Vitaquest International’s powder engineering facility is now fully operational after six month renovation


The new facility gives Vitaquest the ability to used fluidized bed technology to granulate, agglomerate, and microencapsulate powder ingredients for its customers.

Exterior of Vitaquest's new Paterson facility. Vitaquest Staff with CEO Patrick Brueggman and Paterson Mayor Andre Sayegh at center. Image courtesy of Vitaquest.

Exterior of Vitaquest's new Paterson facility. Vitaquest Staff with CEO Patrick Brueggman and Paterson Mayor Andre Sayegh at center. Image courtesy of Vitaquest.

Vitaquest International has officially opened its new powder engineering facility in Paterson, NJ. Vitaquest announced the acquisition of the 26,000 square foot facility from Pharmachem Laboratories (a division of Ashland, Inc.) last October.
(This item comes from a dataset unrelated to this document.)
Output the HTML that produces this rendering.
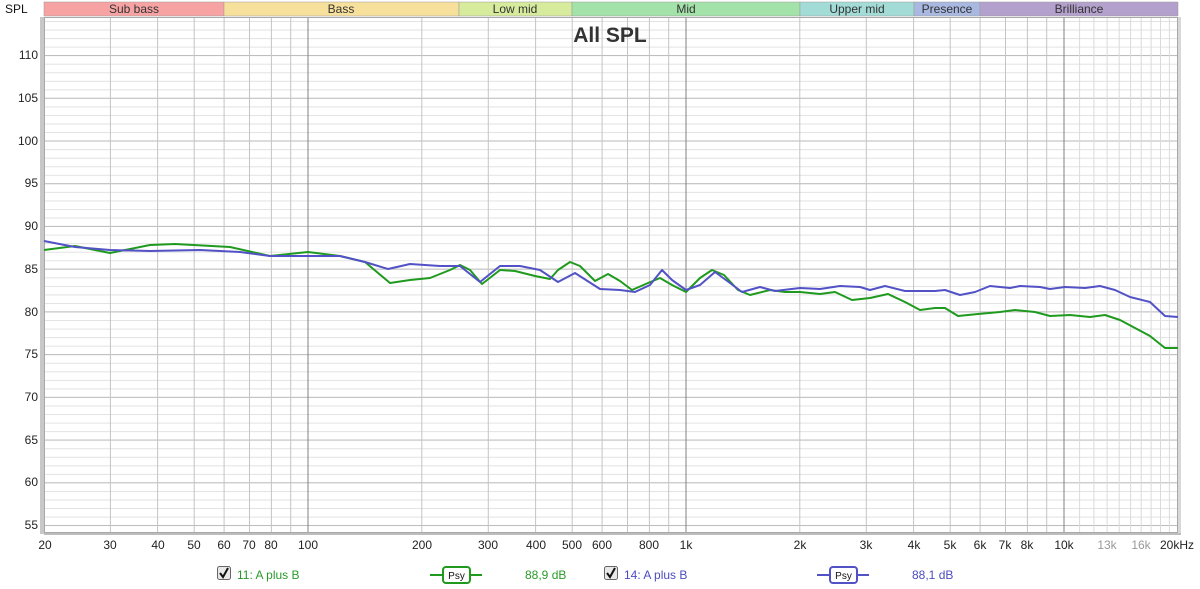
<!DOCTYPE html>
<html><head><meta charset="utf-8"><style>
body{margin:0;width:1200px;height:589px;background:#fff;overflow:hidden;font-family:"Liberation Sans",sans-serif}
svg{position:absolute;left:0;top:0}
</style></head><body>
<svg width="1200" height="589" viewBox="0 0 1200 589" font-family="Liberation Sans, sans-serif">
<defs>
<pattern id="hmin" x="0" y="3.9" width="10" height="8.545" patternUnits="userSpaceOnUse"><line x1="0" y1="0.5" x2="10" y2="0.5" stroke="#e2e2e2" stroke-width="1"/></pattern>
<pattern id="hmaj" x="0" y="12.27" width="10" height="42.727" patternUnits="userSpaceOnUse"><line x1="0" y1="0.5" x2="10" y2="0.5" stroke="#bdbdbd" stroke-width="1"/></pattern>
</defs>
<!-- band bar -->
<g font-size="12" fill="#333" text-anchor="middle" stroke="#999" stroke-width="0.5">
<rect x="44" y="2" width="180" height="14" fill="#f8a3a3"/>
<rect x="224" y="2" width="235" height="14" fill="#f7e09c"/>
<rect x="459" y="2" width="113" height="14" fill="#d7eb9c"/>
<rect x="572" y="2" width="228" height="14" fill="#a3e2a8"/>
<rect x="800" y="2" width="114" height="14" fill="#a3dcd6"/>
<rect x="914" y="2" width="66" height="14" fill="#a8b8e0"/>
<rect x="980" y="2" width="198" height="14" fill="#b4a0cc"/>
</g>
<g font-size="12" fill="#333" text-anchor="middle">
<text x="134" y="13">Sub bass</text><text x="341" y="13">Bass</text><text x="515" y="13">Low mid</text><text x="686" y="13">Mid</text><text x="857" y="13">Upper mid</text><text x="947" y="13">Presence</text><text x="1079" y="13">Brilliance</text>
</g>
<text x="5" y="13" font-size="12" fill="#111">SPL</text>
<!-- plot -->
<rect x="40" y="17" width="4" height="517" fill="#c8c8c8"/>
<rect x="44" y="17" width="1134" height="516" fill="#fff"/>
<rect x="44" y="17" width="1134" height="516" fill="url(#hmin)"/>
<rect x="44" y="17" width="1134" height="516" fill="url(#hmaj)"/>
<g stroke="#c4c4c4" stroke-width="1">
<line x1="110.4" y1="17" x2="110.4" y2="533"/><line x1="157.6" y1="17" x2="157.6" y2="533"/><line x1="194.2" y1="17" x2="194.2" y2="533"/><line x1="224.1" y1="17" x2="224.1" y2="533"/><line x1="249.5" y1="17" x2="249.5" y2="533"/><line x1="271.4" y1="17" x2="271.4" y2="533"/><line x1="290.7" y1="17" x2="290.7" y2="533"/>
<line x1="421.8" y1="17" x2="421.8" y2="533"/><line x1="488.3" y1="17" x2="488.3" y2="533"/><line x1="535.6" y1="17" x2="535.6" y2="533"/><line x1="572.2" y1="17" x2="572.2" y2="533"/><line x1="602.1" y1="17" x2="602.1" y2="533"/><line x1="627.5" y1="17" x2="627.5" y2="533"/><line x1="649.4" y1="17" x2="649.4" y2="533"/><line x1="668.7" y1="17" x2="668.7" y2="533"/>
<line x1="799.8" y1="17" x2="799.8" y2="533"/><line x1="866.3" y1="17" x2="866.3" y2="533"/><line x1="913.6" y1="17" x2="913.6" y2="533"/><line x1="950.2" y1="17" x2="950.2" y2="533"/><line x1="980.1" y1="17" x2="980.1" y2="533"/><line x1="1005.5" y1="17" x2="1005.5" y2="533"/><line x1="1027.4" y1="17" x2="1027.4" y2="533"/><line x1="1046.7" y1="17" x2="1046.7" y2="533"/>
</g>
<g stroke="#dadada" stroke-width="1">
<line x1="1079.6" y1="17" x2="1079.6" y2="533"/><line x1="1093.9" y1="17" x2="1093.9" y2="533"/><line x1="1107.1" y1="17" x2="1107.1" y2="533"/><line x1="1119.2" y1="17" x2="1119.2" y2="533"/><line x1="1130.6" y1="17" x2="1130.6" y2="533"/><line x1="1141.2" y1="17" x2="1141.2" y2="533"/><line x1="1151.1" y1="17" x2="1151.1" y2="533"/><line x1="1160.5" y1="17" x2="1160.5" y2="533"/><line x1="1169.4" y1="17" x2="1169.4" y2="533"/>
</g>
<g stroke="#808080" stroke-width="1">
<line x1="308" y1="17" x2="308" y2="533"/><line x1="686" y1="17" x2="686" y2="533"/><line x1="1064" y1="17" x2="1064" y2="533"/>
</g>
<rect x="44.5" y="17.5" width="1133" height="515" fill="none" stroke="#a8a8a8"/>
<rect x="1178" y="17" width="3" height="518" fill="#d8d8d8"/>
<rect x="44" y="533" width="1137" height="2" fill="#bdbdbd"/>
<text x="610" y="42" font-size="21" font-weight="bold" fill="#333" text-anchor="middle">All SPL</text>
<!-- curves -->
<polyline fill="none" stroke="#1f9a1f" stroke-width="2" stroke-linejoin="round" points="44,250 75,246 110,253 150,245 175,244 230,247 270,256 308,252 340,256 365,262 390,283 410,280 430,278 450,270 460,265 470,270 482,284 500,270 515,271 535,276 550,279 558,270 570,262 580,266 595,281 608,274 620,281 632,290 648,283 660,278 672,285 686,292 700,278 712,270 724,275 738,290 750,295 770,290 785,292 800,292 820,294 835,292 852,300 870,298 888,294 905,302 920,310 935,308 945,308 958,316 978,314 1000,312 1015,310 1035,312 1050,316 1070,315 1090,317 1105,315 1120,320 1135,328 1150,336 1165,348 1178,348"/>
<polyline fill="none" stroke="#5252c6" stroke-width="2" stroke-linejoin="round" points="44,241 75,247 110,250 150,251 200,250 240,252 270,256 308,256 340,256 365,262 388,269 410,264 440,266 460,266 480,282 500,266 520,266 540,270 558,282 575,273 600,289 620,290 635,292 650,285 662,270 672,280 686,290 700,285 715,272 730,283 742,292 760,287 775,291 800,288 820,289 840,286 860,287 870,290 885,286 905,291 920,291 935,291 945,290 960,295 975,292 990,286 1010,288 1020,286 1040,287 1050,289 1065,287 1085,288 1100,286 1115,290 1130,297 1150,302 1165,316 1178,317"/>
<!-- y labels -->
<g font-size="12" fill="#222" text-anchor="end">
<text x="38" y="59">110</text><text x="38" y="102">105</text><text x="38" y="145">100</text><text x="38" y="187">95</text><text x="38" y="230">90</text><text x="38" y="273">85</text><text x="38" y="316">80</text><text x="38" y="358">75</text><text x="38" y="401">70</text><text x="38" y="444">65</text><text x="38" y="486">60</text><text x="38" y="529">55</text>
</g>
<!-- x labels -->
<g font-size="12" fill="#222" text-anchor="middle">
<text x="45" y="549">20</text><text x="110" y="549">30</text><text x="158" y="549">40</text><text x="194" y="549">50</text><text x="224" y="549">60</text><text x="249" y="549">70</text><text x="271" y="549">80</text><text x="308" y="549">100</text>
<text x="422" y="549">200</text><text x="488" y="549">300</text><text x="536" y="549">400</text><text x="572" y="549">500</text><text x="602" y="549">600</text><text x="649" y="549">800</text><text x="686" y="549">1k</text>
<text x="800" y="549">2k</text><text x="866" y="549">3k</text><text x="914" y="549">4k</text><text x="950" y="549">5k</text><text x="980" y="549">6k</text><text x="1005" y="549">7k</text><text x="1027" y="549">8k</text><text x="1064" y="549">10k</text>
<text x="1107" y="549" fill="#999">13k</text><text x="1141" y="549" fill="#999">16k</text><text x="1177" y="549">20kHz</text>
</g>
<!-- legend -->
<g>
<rect x="217.5" y="566.5" width="13" height="13" rx="2" fill="#e8e8e8" stroke="#666"/>
<path d="M220,573 L223,577 L228,568" fill="none" stroke="#111" stroke-width="2"/>
<text x="237" y="579" font-size="12" fill="#2a9a2a">11: A plus B</text>
<line x1="430" y1="575" x2="482" y2="575" stroke="#1f9a1f" stroke-width="2"/>
<rect x="443" y="567" width="27" height="16" rx="3" fill="#fff" stroke="#1f9a1f" stroke-width="2"/>
<text x="456.5" y="579" font-size="10" fill="#111" text-anchor="middle">Psy</text>
<text x="525" y="579" font-size="12" fill="#2a9a2a">88,9 dB</text>
<rect x="604.5" y="566.5" width="13" height="13" rx="2" fill="#e8e8e8" stroke="#666"/>
<path d="M607,573 L610,577 L615,568" fill="none" stroke="#111" stroke-width="2"/>
<text x="624" y="579" font-size="12" fill="#4c4cc0">14: A plus B</text>
<line x1="817" y1="575" x2="869" y2="575" stroke="#5252c6" stroke-width="2"/>
<rect x="830" y="567" width="27" height="16" rx="3" fill="#fff" stroke="#5252c6" stroke-width="2"/>
<text x="843.5" y="579" font-size="10" fill="#111" text-anchor="middle">Psy</text>
<text x="912" y="579" font-size="12" fill="#4c4cc0">88,1 dB</text>
</g>
</svg>
</body></html>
Since that announcement, the facility has undergone an extensive $3 million renovation.

The new facility allows Vitaquest to provide “application-specific product development, pilot and commercial manufacturing solutions using fluidized bed technology for granulation, agglomeration, microencapsulation and new innovative product creation,” explains the company is a press release. Having access to these capabilities is a huge advantage to Vitaquest whose business is based in powders.

“Every one of our products starts with powder. Everything we do, whether it be a tablet, capsules, or powdered drink, it's all based on [powders],” explains Patrick Brueggman, president and CEO of Vitaquest. “So, we really wanted to become experts on the functionality of the powder because it matters. It matters the way it dissolves. It matters the way it tastes.”

Originally, the plan was to buy equipment that would allow Vitaquest to expand into powder engineering. However, when the former Pharmachem facility went on the market, it provided the opportunity to not only purchase manufacturing space but also the existing equipment. Currently, the facility has one feasibility suite (testing lab) for process and product development and five manufacturing suites for commercial scale production. In total the facility has 5 commercial production suites with 6 fluid bed units and one tumble blender.

“It made so much sense because while we would have purchased one [fluid bed unit] and grew into it slowly, this has allowed us to buy five huge [units], plus the biggest benefit is a whole testing lab too, where you can actually test and scale up. So, our time to mark has shrank significantly,” says Brueggman. “And we buy a lot of agglomerated materials. Probably a third of the stuff Vitaquest purchases has been agglomerated by somebody else. So again, it makes sense for us to protect our customers, to be able to agglomerate powders ourselves too, if we need to. So, if there's a supply chain issue coming out of China where it's agglomerated, we can buy the basic raw materials and agglomerate them ourselves.”

On top of this, adds Brueggman, the new facility really helps Vitaquest to innovate and grow its business.

The ribbon cutting of the new facility was on May 15, 2024. During the ribbon cutting, Paterson’s Mayor Andre Sayegh welcomed Vitaquest’s investment in the facility, which he said stays true to the city’s manufacturing roots and expressed gratitude for the employment of Paterson residents.

The staff is a significant aspect of the facility acquisition as well. Because Vitaquest retained the equipment and manufacturing processes of the facility’s prior owner, the company was also able to retain much of the staff. This is important because of the highly specialized equipment and processes involved.

“You need domain knowledge to use the equipment,” says Brueggman. “Yes, we can train people. But again, it takes longer.”

Brueggman says that at least three quarters of the staff hired at the facility are heritage employees, allowing Vitaquest to really hit the ground running. Brueggman tells Nutritional Outlook that Vitaquest has been seeing a good deal of interest from customers. “Because customers need to innovate in the market, they need to differentiate their products,” he explains. “The way it tastes, the way it dissolves, what they can do, like smaller tablets, are important. We can help do a lot of that.”